Objective: Write out the material again word for word, dropping any images it holds.

Supplied data:
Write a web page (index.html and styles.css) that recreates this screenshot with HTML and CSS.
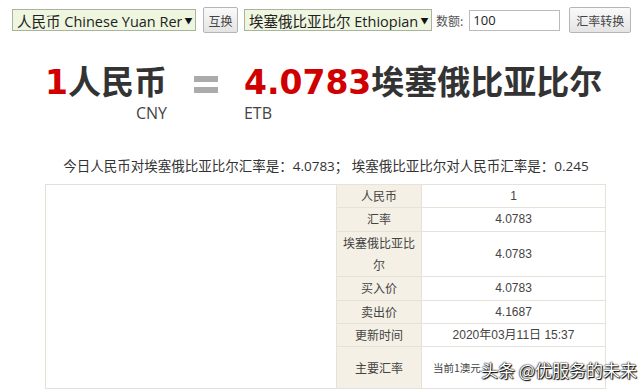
FILE: index.html
```html
<!DOCTYPE html>
<html lang="zh-CN">
<head>
    <meta charset="UTF-8">
    <title>人民币兑换埃塞俄比亚比尔汇率</title>
    <link rel="stylesheet" href="styles.css">
</head>
<body>

    <div class="toolbar">
        <div class="select select-from">
            <span class="select-text">人民币 Chinese Yuan Renminbi</span>
            <span class="select-arrow">▼</span>
        </div>
        <button class="btn btn-swap">互换</button>
        <div class="select select-to">
            <span class="select-text">埃塞俄比亚比尔 Ethiopian Birr</span>
            <span class="select-arrow">▼</span>
        </div>
        <label class="amount-label">数额:</label>
        <input class="amount" type="text" value="100">
        <button class="btn btn-convert">汇率转换</button>
    </div>

    <div class="hero">
        <div class="side side-from">
            <div class="big"><span class="num">1</span>人民币</div>
            <div class="code">CNY</div>
        </div>
        <div class="equals"><span></span><span></span></div>
        <div class="side side-to">
            <div class="big"><span class="num">4.0783</span>埃塞俄比亚比尔</div>
            <div class="code">ETB</div>
        </div>
    </div>

    <p class="rate-line">今日人民币对埃塞俄比亚比尔汇率是：4.0783； 埃塞俄比亚比尔对人民币汇率是：0.245</p>

    <div class="result">
        <div class="chart-box"></div>
        <table class="info">
            <tr><th>人民币</th><td>1</td></tr>
            <tr><th>汇率</th><td>4.0783</td></tr>
            <tr class="tall"><th>埃塞俄比亚比<br>尔</th><td>4.0783</td></tr>
            <tr><th>买入价</th><td>4.0783</td></tr>
            <tr><th>卖出价</th><td>4.1687</td></tr>
            <tr><th>更新时间</th><td>2020年03月11日 15:37</td></tr>
            <tr class="last"><th>主要汇率</th><td class="main-rate">当前1澳元</td></tr>
        </table>
        <div class="watermark">头条 @优服务的未来</div>
    </div>

</body>
</html>
```

FILE: styles.css
```css
body {
    margin: 0;
    background: #fff;
    color: #333;
    font-family: "Open Sans", "Noto Sans CJK SC", sans-serif;
    position: relative;
    height: 389px;
    overflow: hidden;
}

.toolbar {
    display: flex;
    align-items: center;
    padding: 7px 0 0 12px;
    height: 26px;
}

.select {
    display: flex;
    align-items: center;
    height: 20px;
    border: 1px solid #a9b3a0;
    background: #eef6df;
    font-size: 14.5px;
    color: #222;
    overflow: hidden;
}

.select-text {
    flex: 1;
    min-width: 0;
    white-space: nowrap;
    overflow: hidden;
    text-overflow: clip;
    padding-left: 4px;
}

.select-arrow {
    flex: none;
    font-size: 8px;
    width: 13px;
    text-align: center;
    color: #111;
    background: #eef6df;
}

.select-from {
    width: 182px;
}

.select-to {
    width: 186px;
}

.btn {
    height: 26px;
    border: 1px solid #b5b5b5;
    border-radius: 2px;
    background: linear-gradient(#fafafa, #e4e4e4);
    font-family: "Noto Sans CJK SC", sans-serif;
    font-size: 12px;
    color: #444;
    padding: 0;
}

.btn-swap {
    width: 35px;
    margin: 0 6px 0 7px;
}

.amount-label {
    font-family: "Noto Sans CJK SC", sans-serif;
    font-size: 12px;
    color: #555;
    margin: 0 6px 0 4px;
}

.amount {
    width: 83px;
    height: 17px;
    border: 1px solid #bbb;
    padding: 1px 3px;
    font-family: "Open Sans", sans-serif;
    font-size: 13px;
    color: #222;
}

.btn-convert {
    width: 62px;
    margin-left: 9px;
}

.hero {
    display: flex;
    align-items: flex-start;
    padding: 27px 0 0 45px;
}

.big {
    font-family: "Noto Sans CJK SC", sans-serif;
    font-weight: bold;
    font-size: 33px;
    line-height: 40px;
    color: #333;
    white-space: nowrap;
}

.num {
    font-family: "DejaVu Sans", sans-serif;
    color: #d00000;
}

.code {
    font-size: 16px;
    line-height: 20px;
    color: #444;
}

.side-from .code {
    text-align: right;
}

.equals {
    display: flex;
    flex-direction: column;
    gap: 5px;
    margin: 16px 26px 0 27px;
}

.equals span {
    width: 24px;
    height: 6px;
    background: #ababab;
}

.rate-line {
    margin: 34px 0 0 12px;
    text-align: center;
    font-size: 13.5px;
    color: #333;
    line-height: 18px;
}

.result {
    display: flex;
    margin: 9px 0 0 45px;
}

.chart-box {
    width: 290px;
    height: 203px;
    border: 1px solid #e3e0d8;
    border-right: 0;
}

.info {
    border-collapse: collapse;
    width: 270px;
    font-size: 12px;
    color: #444;
    font-family: "Liberation Sans", "Noto Sans CJK SC", sans-serif;
}

.info th,
.info td {
    border: 1px solid #e6e2d9;
    height: 22px;
    padding: 0;
    text-align: center;
    line-height: 22px;
}

.info th {
    width: 84px;
    background: #f4f0e6;
    font-weight: normal;
    font-family: "Noto Sans CJK SC", sans-serif;
}

.info .tall th,
.info .tall td {
    height: 44px;
}

.info .last th,
.info .last td {
    height: 40px;
}

.info .main-rate {
    text-align: left;
    padding-left: 11px;
    white-space: nowrap;
    font-family: "Noto Sans CJK SC", sans-serif;
    font-size: 10.5px;
}

.watermark {
    position: absolute;
    left: 481px;
    top: 357px;
    font-family: "Noto Sans CJK SC", sans-serif;
    font-size: 17px;
    color: #fff;
    text-shadow: 0 0 2px #000, 0 0 1px #000, 1px 1px 1px #000;
}
```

Written solution:
Write a web page (index.html and styles.css) that recreates this screenshot with HTML and CSS.
FILE: index.html
```html
<!DOCTYPE html>
<html lang="zh-CN">
<head>
    <meta charset="UTF-8">
    <title>人民币兑换埃塞俄比亚比尔汇率</title>
    <link rel="stylesheet" href="styles.css">
</head>
<body>

    <div class="toolbar">
        <div class="select select-from">
            <span class="select-text">人民币 Chinese Yuan Renminbi</span>
            <span class="select-arrow">▼</span>
        </div>
        <button class="btn btn-swap">互换</button>
        <div class="select select-to">
            <span class="select-text">埃塞俄比亚比尔 Ethiopian Birr</span>
            <span class="select-arrow">▼</span>
        </div>
        <label class="amount-label">数额:</label>
        <input class="amount" type="text" value="100">
        <button class="btn btn-convert">汇率转换</button>
    </div>

    <div class="hero">
        <div class="side side-from">
            <div class="big"><span class="num">1</span>人民币</div>
            <div class="code">CNY</div>
        </div>
        <div class="equals"><span></span><span></span></div>
        <div class="side side-to">
            <div class="big"><span class="num">4.0783</span>埃塞俄比亚比尔</div>
            <div class="code">ETB</div>
        </div>
    </div>

    <p class="rate-line">今日人民币对埃塞俄比亚比尔汇率是：4.0783； 埃塞俄比亚比尔对人民币汇率是：0.245</p>

    <div class="result">
        <div class="chart-box"></div>
        <table class="info">
            <tr><th>人民币</th><td>1</td></tr>
            <tr><th>汇率</th><td>4.0783</td></tr>
            <tr class="tall"><th>埃塞俄比亚比<br>尔</th><td>4.0783</td></tr>
            <tr><th>买入价</th><td>4.0783</td></tr>
            <tr><th>卖出价</th><td>4.1687</td></tr>
            <tr><th>更新时间</th><td>2020年03月11日 15:37</td></tr>
            <tr class="last"><th>主要汇率</th><td class="main-rate">当前1澳元</td></tr>
        </table>
        <div class="watermark">头条 @优服务的未来</div>
    </div>

</body>
</html>
```

FILE: styles.css
```css
body {
    margin: 0;
    background: #fff;
    color: #333;
    font-family: "Open Sans", "Noto Sans CJK SC", sans-serif;
    position: relative;
    height: 389px;
    overflow: hidden;
}

.toolbar {
    display: flex;
    align-items: center;
    padding: 7px 0 0 12px;
    height: 26px;
}

.select {
    display: flex;
    align-items: center;
    height: 20px;
    border: 1px solid #a9b3a0;
    background: #eef6df;
    font-size: 14.5px;
    color: #222;
    overflow: hidden;
}

.select-text {
    flex: 1;
    min-width: 0;
    white-space: nowrap;
    overflow: hidden;
    text-overflow: clip;
    padding-left: 4px;
}

.select-arrow {
    flex: none;
    font-size: 8px;
    width: 13px;
    text-align: center;
    color: #111;
    background: #eef6df;
}

.select-from {
    width: 182px;
}

.select-to {
    width: 186px;
}

.btn {
    height: 26px;
    border: 1px solid #b5b5b5;
    border-radius: 2px;
    background: linear-gradient(#fafafa, #e4e4e4);
    font-family: "Noto Sans CJK SC", sans-serif;
    font-size: 12px;
    color: #444;
    padding: 0;
}

.btn-swap {
    width: 35px;
    margin: 0 6px 0 7px;
}

.amount-label {
    font-family: "Noto Sans CJK SC", sans-serif;
    font-size: 12px;
    color: #555;
    margin: 0 6px 0 4px;
}

.amount {
    width: 83px;
    height: 17px;
    border: 1px solid #bbb;
    padding: 1px 3px;
    font-family: "Open Sans", sans-serif;
    font-size: 13px;
    color: #222;
}

.btn-convert {
    width: 62px;
    margin-left: 9px;
}

.hero {
    display: flex;
    align-items: flex-start;
    padding: 27px 0 0 45px;
}

.big {
    font-family: "Noto Sans CJK SC", sans-serif;
    font-weight: bold;
    font-size: 33px;
    line-height: 40px;
    color: #333;
    white-space: nowrap;
}

.num {
    font-family: "DejaVu Sans", sans-serif;
    color: #d00000;
}

.code {
    font-size: 16px;
    line-height: 20px;
    color: #444;
}

.side-from .code {
    text-align: right;
}

.equals {
    display: flex;
    flex-direction: column;
    gap: 5px;
    margin: 16px 26px 0 27px;
}

.equals span {
    width: 24px;
    height: 6px;
    background: #ababab;
}

.rate-line {
    margin: 34px 0 0 12px;
    text-align: center;
    font-size: 13.5px;
    color: #333;
    line-height: 18px;
}

.result {
    display: flex;
    margin: 9px 0 0 45px;
}

.chart-box {
    width: 290px;
    height: 203px;
    border: 1px solid #e3e0d8;
    border-right: 0;
}

.info {
    border-collapse: collapse;
    width: 270px;
    font-size: 12px;
    color: #444;
    font-family: "Liberation Sans", "Noto Sans CJK SC", sans-serif;
}

.info th,
.info td {
    border: 1px solid #e6e2d9;
    height: 22px;
    padding: 0;
    text-align: center;
    line-height: 22px;
}

.info th {
    width: 84px;
    background: #f4f0e6;
    font-weight: normal;
    font-family: "Noto Sans CJK SC", sans-serif;
}

.info .tall th,
.info .tall td {
    height: 44px;
}

.info .last th,
.info .last td {
    height: 40px;
}

.info .main-rate {
    text-align: left;
    padding-left: 11px;
    white-space: nowrap;
    font-family: "Noto Sans CJK SC", sans-serif;
    font-size: 10.5px;
}

.watermark {
    position: absolute;
    left: 481px;
    top: 357px;
    font-family: "Noto Sans CJK SC", sans-serif;
    font-size: 17px;
    color: #fff;
    text-shadow: 0 0 2px #000, 0 0 1px #000, 1px 1px 1px #000;
}
```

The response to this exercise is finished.